TRAMA
New York: Klute, ex-poliziotto, è ingaggiato come detective privato per indagare sulla scomparsa di un uomo. Conosce Bree, una prostituta minacciata da un maniaco sessuale.
RECENSIONI
Non è il thriller poliziesco il protagonista dell’opera n° 2 di Pakula, tanto meno il Klute del titolo: è Bree, la squillo con cui Jane Fonda ha vinto l’Oscar. Un carattere complesso su cui regista ed interprete operano un superbo scavo psicologico, una donna che trova la zona franca e profilattica per sopravvivere in un’illusoria autodeterminazione, conquistata con il “dominio” delle debolezze dell’altro sesso. Con piglio nervoso ma scaltro e deciso, insoddisfatto e al contempo distaccato come se fosse appagato, Jane Fonda disegna un carattere che, abitando più di una dimensione, non è stanziale in nessuna di esse. Dal canto suo, Pakula sfasa magistralmente anche il taglio filmico, al contempo realistico e anticonformista nel panorama statunitense, per un noir colmo di pause riflessive e sguardi fissi sulle espressioni degli attori: praticamente non c’è azione se non mentale, dell’anima, di cinema.
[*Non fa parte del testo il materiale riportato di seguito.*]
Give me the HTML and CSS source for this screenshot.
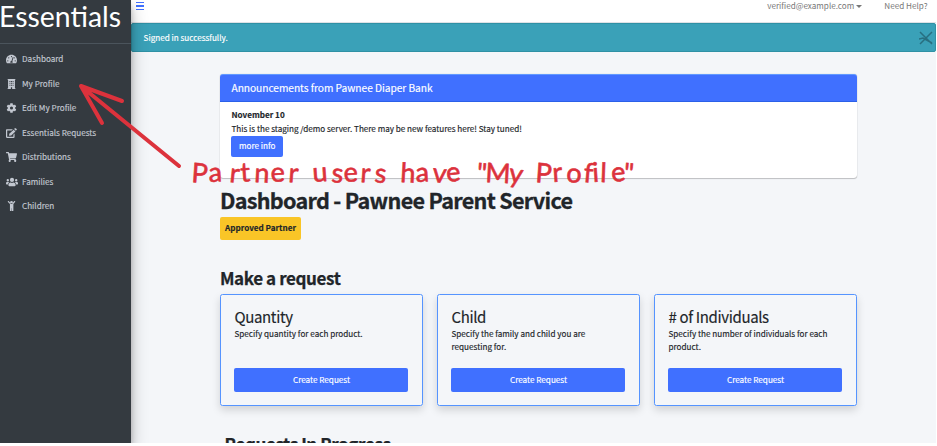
FILE: index.html
```html
<!DOCTYPE html>
<html lang="en">
<head>
<meta charset="utf-8">
<title>Essentials Dashboard</title>
<link rel="stylesheet" href="styles.css">
</head>
<body>
<div class="app">
  <aside class="sidebar">
    <div class="brand"><span>Essentials</span></div>
    <nav class="menu">
      <a class="item"><svg class="icon" viewBox="0 0 576 512"><path fill-rule="evenodd" d="M288 32C129 32 0 161 0 320c0 53 14 102 39 145 6 10 16 15 27 15h444c11 0 21-5 27-15 25-43 39-92 39-145C576 161 447 32 288 32zm0 64a32 32 0 110 64 32 32 0 010-64zM96 384a32 32 0 110-64 32 32 0 010 64zm48-160a32 32 0 110-64 32 32 0 010 64zm247-33l-61 184c27 22 27 45 13 73H233c-22-42 0-89 52-92l61-184c10-28 54-12 45 19zm41 33c-16 0-27-11-27-32 0-18 11-32 27-32a32 32 0 010 64zm48 160a32 32 0 110-64 32 32 0 010 64z"/></svg><span>Dashboard</span></a>
      <a class="item"><svg class="icon" viewBox="0 0 448 512"><path fill-rule="evenodd" d="M24 0h400v36h-24v440h24v36H256v-88h-64v88H24v-36h24V36H24zm96 96v52h48V96zm80 0v52h48V96zm80 0v52h48V96zM120 192v52h48v-52zm80 0v52h48v-52zm80 0v52h48v-52zM120 288v52h48v-52zm80 0v52h48v-52zm80 0v52h48v-52z"/></svg><span>My Profile</span></a>
      <a class="item"><svg class="icon" viewBox="0 0 512 512"><path fill-rule="evenodd" d="M487 316l-42-25c4-23 4-47 0-70l42-25c5-3 8-9 6-15-11-35-30-67-55-94-4-5-10-6-16-3l-42 25c-18-15-39-27-61-35V25c0-6-4-11-10-12-36-8-73-8-108 0-6 1-10 6-10 12v49c-22 8-43 20-61 35L88 84c-5-3-12-2-16 3-25 27-44 59-55 94-2 6 1 12 6 15l42 25c-4 23-4 47 0 70l-42 25c-5 3-8 9-6 15 11 35 30 67 55 94 4 5 10 6 16 3l42-25c18 15 39 27 61 35v49c0 6 4 11 10 12 36 8 73 8 108 0 6-1 10-6 10-12v-49c22-8 43-20 61-35l42 25c5 3 12 2 16-3 25-27 44-59 55-94 2-6-1-12-6-15zM256 336a80 80 0 110-160 80 80 0 010 160z"/></svg><span>Edit My Profile</span></a>
      <a class="item"><svg class="icon" viewBox="0 0 576 512"><path d="M403 84l90 90-219 219-93 10c-12 1-23-9-21-21l10-93zm161-22l-49-49c-15-15-40-15-55 0l-35 35 90 90 49-49c15-15 15-12 0-27zM384 346V448H64V128h230l64-64H48C22 64 0 86 0 112v352c0 26 22 48 48 48h352c26 0 48-22 48-48V282z"/></svg><span>Essentials Requests</span></a>
      <a class="item"><svg class="icon" viewBox="0 0 576 512"><path d="M528 301l47-208c4-15-8-29-23-29H159l-9-45C148 8 138 0 126 0H24C11 0 0 11 0 24v16c0 13 11 24 24 24h70l70 343a56 56 0 1067 9h210a56 56 0 1064-10l5-26c4-15-8-29-23-29H218l-7-32h294c11 0 21-8 23-18z"/></svg><span>Distributions</span></a>
      <a class="item"><svg class="icon wide" viewBox="0 0 640 512"><path d="M96 224a64 64 0 100-128 64 64 0 000 128zm448 0a64 64 0 100-128 64 64 0 000 128zm32 32h-64c-18 0-34 7-45 19 40 22 69 62 75 109h66c18 0 32-14 32-32v-32c0-35-29-64-64-64zm-256 0a112 112 0 100-224 112 112 0 000 224zm77 32h-8c-42 20-96 20-138 0h-8c-64 0-115 51-115 115v29c0 26 21 48 48 48h288c26 0 48-22 48-48v-29c0-64-52-115-115-115zM173 275c-11-12-27-19-45-19H64c-35 0-64 29-64 64v32c0 18 14 32 32 32h66c6-47 35-87 75-109z"/></svg><span>Families</span></a>
      <a class="item"><svg class="icon" viewBox="0 0 384 512"><path d="M120 72a72 72 0 11144 0 72 72 0 01-144 0zm255-63c-13-12-33-12-46 0l-91 91h-92l-91-91C42-3 22-3 9 9s-12 33 0 46l103 102v323c0 18 14 32 32 32h16c18 0 32-14 32-32V368h16v112c0 18 14 32 32 32h16c18 0 32-14 32-32V157L375 55c12-13 12-33 0-46z"/></svg><span>Children</span></a>
    </nav>
  </aside>
  <div class="page">
    <header class="topbar">
      <div class="burger"><i></i><i></i><i></i></div>
      <div class="account"><span class="email">verified@example.com</span><i class="caret"></i><span class="help">Need Help?</span></div>
    </header>
    <div class="alert"><span>Signed in successfully.</span>
      <svg class="close" viewBox="0 0 14 14"><path d="M1 1L13 13M13 1L1 13M0 8L4 7L13 12"/></svg>
    </div>
    <main class="content">
      <section class="news">
        <div class="news-head">Announcements from Pawnee Diaper Bank</div>
        <div class="news-body">
          <b class="date">November 10</b>
          <p class="message">This is the staging /demo server. There may be new features here! Stay tuned!</p>
          <a class="more">more info</a>
        </div>
      </section>
      <h1>Dashboard - Pawnee Parent Service</h1>
      <span class="status">Approved Partner</span>
      <h2>Make a request</h2>
      <div class="cards">
        <article class="card"><h3>Quantity</h3><p>Specify quantity for each product.</p><a class="create">Create Request</a></article>
        <article class="card"><h3>Child</h3><p>Specify the family and child you are<br>requesting for.</p><a class="create">Create Request</a></article>
        <article class="card"><h3># of Individuals</h3><p>Specify the number of individuals for each<br>product.</p><a class="create">Create Request</a></article>
      </div>
      <h2 class="progress">Requests In Progress</h2>
    </main>
  </div>
  <svg class="note" viewBox="0 0 937 446">
    <path d="M179 166L82 87M122 101L81 86L102 123"/>
    <g class="words">
      <text y="182" x="191 209 229 241 254 271 288" rotate="4 -3 6 -4 3 -3 4">Partner</text>
      <text y="182" x="313 331 344 360 374" rotate="-4 5 -3 4 6">users</text>
      <text y="182" x="400 416 432 447" rotate="3 -3 5 -6">have</text>
      <text y="182" x="476 485 508" rotate="5 3 8">"My</text>
      <text y="182" x="535 553 566 583 593 600 612 623" rotate="4 -4 3 5 -4 2 -6 5">Profile"</text>
    </g>
  </svg>
</div>
</body>
</html>
```
FILE: styles.css
```css
* { box-sizing: border-box; }
body { margin: 0; background: #fff; overflow: hidden; color: #212529; font-family: "Noto Sans CJK SC", sans-serif; font-size: 8.15px; line-height: 13.7px; -webkit-text-stroke: .15px; }
h1, h2, h3, p { margin: 0; }
.app { position: relative; display: flex; width: 936px; height: 443px; overflow: hidden; background: #f4f6f9; }
.sidebar { width: 131.4px; flex: none; background: #343a40; box-shadow: 0 8px 16px rgba(0,0,0,.25), 0 6px 6px rgba(0,0,0,.22); position: relative; z-index: 2; }
.brand { height: 44px; border-bottom: 1px solid #4b545c; color: #fff; font-family: Lato, sans-serif; font-size: 28.4px; line-height: 33px; white-space: nowrap; text-indent: -1px; -webkit-text-stroke: 0; }
.menu { padding-top: 2.8px; }
.item { display: flex; align-items: center; height: 24.5px; padding-left: 6px; gap: 5px; color: #c2c7d0; white-space: nowrap; }
.icon { width: 11px; height: 10px; fill: currentColor; flex: none; }
.wide { width: 12px; margin-right: -1px; }
.page { flex: 1; min-width: 0; }
.topbar { height: 23px; background: #fff; border-bottom: 1px solid #dee2e6; display: flex; justify-content: space-between; padding: 0 8.5px 0 4.5px; }
.burger { display: flex; flex-direction: column; gap: 2px; padding-top: 2px; }
.burger i { width: 8px; height: 1.3px; background: #4070ff; }
.account { display: flex; align-items: flex-start; color: #777; line-height: 12.5px; -webkit-text-stroke: 0; }
.caret { border: 3px solid transparent; border-top-color: #777; border-bottom: 0; margin: 5px 22px 0 2px; }
.alert { height: 29px; background: #3aa1b8; border: 1px solid #2f91a5; border-radius: 2px; color: #fff; display: flex; align-items: center; justify-content: space-between; padding: 0 2px 0 11.2px; }
.close { width: 14px; height: 14px; fill: none; stroke: #286f80; stroke-width: 1.5; }
.content { width: 637px; margin: 22px 0 0 88.6px; }
.news { height: 104px; background: #fff; border-radius: 3px; box-shadow: 0 0 1px rgba(0,0,0,.3), 0 1px 1px rgba(0,0,0,.2); }
.news-head { height: 28px; padding-left: 11.5px; background: #4070ff; border-bottom: 1px solid #2b60e8; border-top: 1px solid #6199ff; border-radius: 3px 3px 0 0; color: #fff; font-size: 10.2px; letter-spacing: -.04px; line-height: 25px; }
.news-body { padding: 6px 11.5px; display: flex; flex-direction: column; align-items: flex-start; }
.message { letter-spacing: -.01px; }
.more { margin-top: .8px; width: 51.5px; height: 21px; border-radius: 2px; background: #4070ff; color: #fff; text-align: center; line-height: 20px; }
h1 { font-size: 21.6px; letter-spacing: -.72px; line-height: 27px; margin-top: 7.5px; white-space: nowrap; -webkit-text-stroke: .3px; }
.status { display: block; margin-top: 4px; width: 81px; height: 23.5px; border-radius: 2px; background: #f9c527; font-weight: 700; line-height: 22.5px; text-align: center; }
h2 { font-size: 17px; letter-spacing: -.39px; line-height: 22px; margin-top: 27px; -webkit-text-stroke: .25px; }
.cards { display: grid; grid-template-columns: repeat(3, 203px); justify-content: space-between; margin-top: 4.5px; }
.card { height: 112.5px; padding: 13.5px 13.5px 13.5px; border: 1px solid #5594ff; border-radius: 2.5px; box-shadow: 0 4px 9px rgba(0,0,0,.15); display: flex; flex-direction: column; white-space: nowrap; }
h3 { font-size: 15px; letter-spacing: -.36px; font-weight: 400; line-height: 18.5px; }
.create { margin-top: auto; height: 24px; background: #4070ff; border-radius: 2px; color: #fff; text-align: center; line-height: 23px; }
.progress { margin: 26.5px 0 0 4.5px; }
.note { position: absolute; left: 0; top: 0; width: 937px; height: 446px; z-index: 3; fill: none; stroke: #dc323c; stroke-width: 4; stroke-linecap: round; stroke-linejoin: round; }
.words { fill: #dc323c; stroke-width: .6; font: 27px Lato, sans-serif; -webkit-text-stroke: .6px #dc323c; }
```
Tali stilemi servono anche una pregnante digressione sul degrado (sub)urbano, sulla solitudine (tema centrale anche nell’opera precedente e d’esordio di Pakula, Pookie), sullo scontro intimo fra necessità e virtù, convenzioni e deviazioni, e sull’essere umano tout-court, cui Pakula riserva uno sguardo di pietà, senza falsi e facili moralismi. In questo senso, è da citare almeno la sequenza della fuga disorientata di Bree nel Night che, senza dimenticare la perizia del commento musicale di Michael Small, è notevole per significante e significato, allegoria e sua forma figurativa. Un capolavoro che condensa il miglior cinema di Pakula a venire, quello in cui (concessioni commerciali permettendo) opera sul femminino, il materiale umano, il thriller sentimental-psico-sociologico. Circola una scellerata copia Tv che dura 108’ anziché 114’ e omette la scena con l’indizio per trovare l’assassino.